The play is the third and final instalment in Ridley's unofficially titled "Brothers Trilogy", having been preceded by Mercury Fur and Leaves of Glass.
The play takes place on Mother’s Day where Alan is in his mother’s flat. Unexpectedly his brother Terry turns up, having been missing since after their Mother’s death several weeks before.
Terry has brought along with him a fifteen-year-old girl called Lily who lives in a squat below the flat. She wears a hijab with niqab, speaks in an unusual mix of English and an unknown Middle-Eastern language and also claims to have endured many horrors as a victim of an Islamic war in an unspecified country.

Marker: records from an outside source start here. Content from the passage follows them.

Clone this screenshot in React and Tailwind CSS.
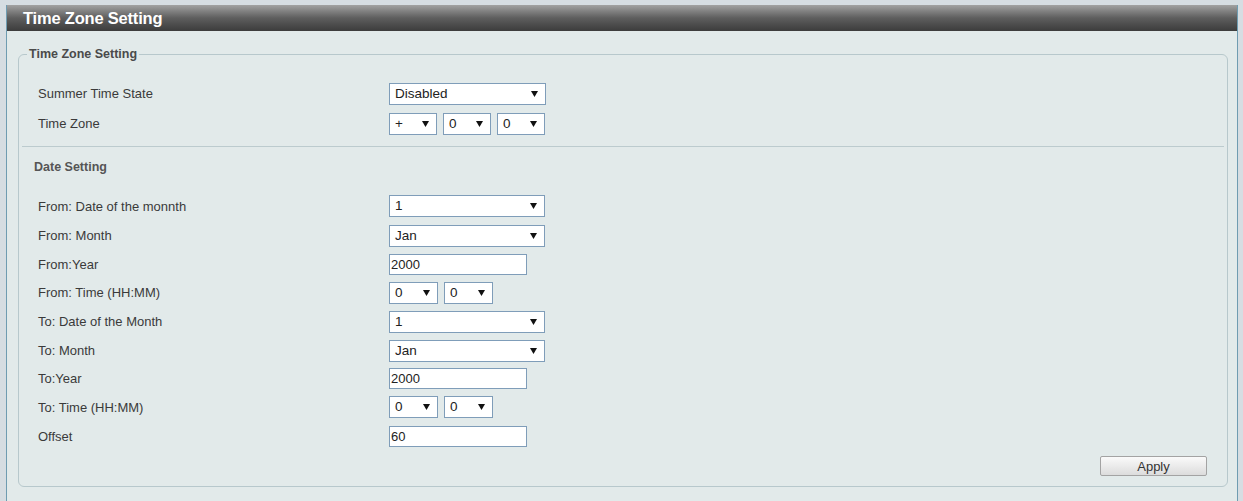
import React from 'react';

function Arrow() {
    return (
        <svg width="7" height="6" viewBox="0 0 7 6" className="shrink-0">
            <polygon points="0,0 7,0 3.5,6" fill="#111" />
        </svg>
    );
}

function Select({ value, width }) {
    return (
        <div className={`${width} h-[22px] border border-[#7f9db9] bg-white pl-[5px] pr-[7px] flex items-center justify-between text-[13.5px] text-[#222]`}>
            <span>{value}</span>
            <Arrow />
        </div>
    );
}

function TextBox({ value }) {
    return (
        <div className="w-[138px] h-[21px] border border-[#7f9db9] bg-white pl-[1px] flex items-center text-[13px] text-[#222]">
            {value}
        </div>
    );
}

function Row({ label, height, children }) {
    return (
        <div className={`flex items-center ${height}`}>
            <div className="w-[351px] text-[13px] text-[#3a3a3a]">{label}</div>
            <div className="flex items-center gap-[6px]">{children}</div>
        </div>
    );
}

export default function App() {
    const timeSelects = (
        <>
            <Select value="0" width="w-[49px]" />
            <Select value="0" width="w-[49px]" />
        </>
    );

    const dateRows = [
        { label: 'From: Date of the monnth', h: 'h-[29px]', el: <Select value="1" width="w-[156px]" /> },
        { label: 'From: Month', h: 'h-[30px]', el: <Select value="Jan" width="w-[156px]" /> },
        { label: 'From:Year', h: 'h-[28px]', el: <TextBox value="2000" /> },
        { label: 'From: Time (HH:MM)', h: 'h-[28px]', el: timeSelects },
        { label: 'To: Date of the Month', h: 'h-[30px]', el: <Select value="1" width="w-[156px]" /> },
        { label: 'To: Month', h: 'h-[28px]', el: <Select value="Jan" width="w-[156px]" /> },
        { label: 'To:Year', h: 'h-[28px]', el: <TextBox value="2000" /> },
        { label: 'To: Time (HH:MM)', h: 'h-[29px]', el: timeSelects },
        { label: 'Offset', h: 'h-[29px]', el: <TextBox value="60" /> },
    ];

    return (
        <div className="min-h-[501px] bg-[#d6dde2] pt-[5px] pl-[6px] pr-[5px] font-['Liberation_Sans',Arial,sans-serif]">
            <div className="min-h-[496px] border-x border-[#6f9cb1] bg-[#e2eaea]">
                <div className="h-[26px] bg-gradient-to-b from-[#a2a2a2] via-[#5e5e5e] to-[#3c3c3c] pl-[16px] flex items-center text-white font-bold text-[16.5px] tracking-[-0.2px]">
                    Time Zone Setting
                </div>
                <div className="pt-[14px] pl-[11px] pr-[9px]">
                    <fieldset className="border border-[#b7c8cc] rounded-[6px] pb-[10px]">
                        <legend className="ml-[8px] px-[2px] text-[12.5px] font-bold text-[#4a4a4a]">
                            Time Zone Setting
                        </legend>
                        <div className="pt-[15px] pl-[19px]">
                            <Row label="Summer Time State" height="h-[30px]">
                                <Select value="Disabled" width="w-[157px]" />
                            </Row>
                            <Row label="Time Zone" height="h-[30px]">
                                <Select value="+" width="w-[48px]" />
                                <Select value="0" width="w-[48px]" />
                                <Select value="0" width="w-[48px]" />
                            </Row>
                        </div>
                        <div className="mt-[7px] mx-[3px] border-t border-[#bccbce]" />
                        <div className="mt-[13px] pl-[15px] text-[12.5px] font-bold text-[#555] leading-[15px]">
                            Date Setting
                        </div>
                        <div className="mt-[17px] pl-[19px]">
                            {dateRows.map((row, index) => (
                                <Row key={`row${index}`} label={row.label} height={row.h}>
                                    {row.el}
                                </Row>
                            ))}
                        </div>
                        <div className="flex justify-end pr-[20px] mt-[5px]">
                            <button className="w-[107px] h-[20px] border border-[#a3a3a3] rounded-[2px] bg-gradient-to-b from-[#fafafa] to-[#dcdcdc] text-[13px] text-[#333]">
                                Apply
                            </button>
                        </div>
                    </fieldset>
                </div>
            </div>
        </div>
    );
}
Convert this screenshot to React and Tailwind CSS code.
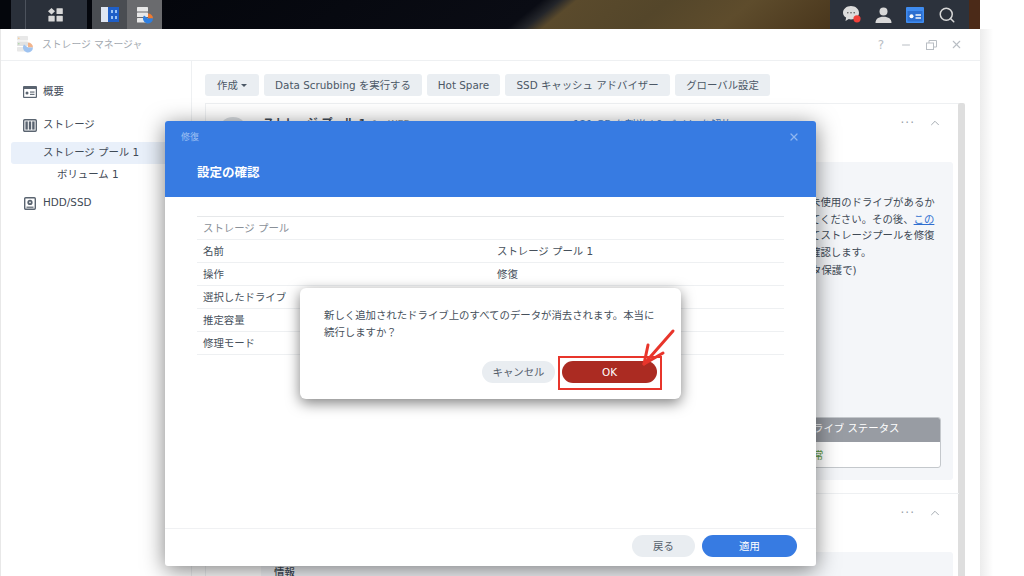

Tension mounts while the anger builds between the two brothers as they argue over who should inherit the flat, as well as argue their conflicting memories of their deceased mother.
Eventually Lilly’s partner The Medic arrives. He is a sixteen-year-old boy who frequently swings from being overly grateful to extremely angry. He along with Lilly look after a plastic baby doll called Bubba which they treat as if it is their own child.
Also showing up at the flat unexpectedly is Alan’s 15-year-old son Garth, who for years has hidden his true psychotic personality, enjoying to inflict cruelty onto others under the influence of his imaginary friend called Mr Green.
Taking place in real-time and spanning approximately ninety minutes in length, chaos ensues in the flat as the characters go to extreme lengths to achieve their aims.
Premiere
15 May 2008 at the Soho Theatre, London. Directed by Lisa Goldman.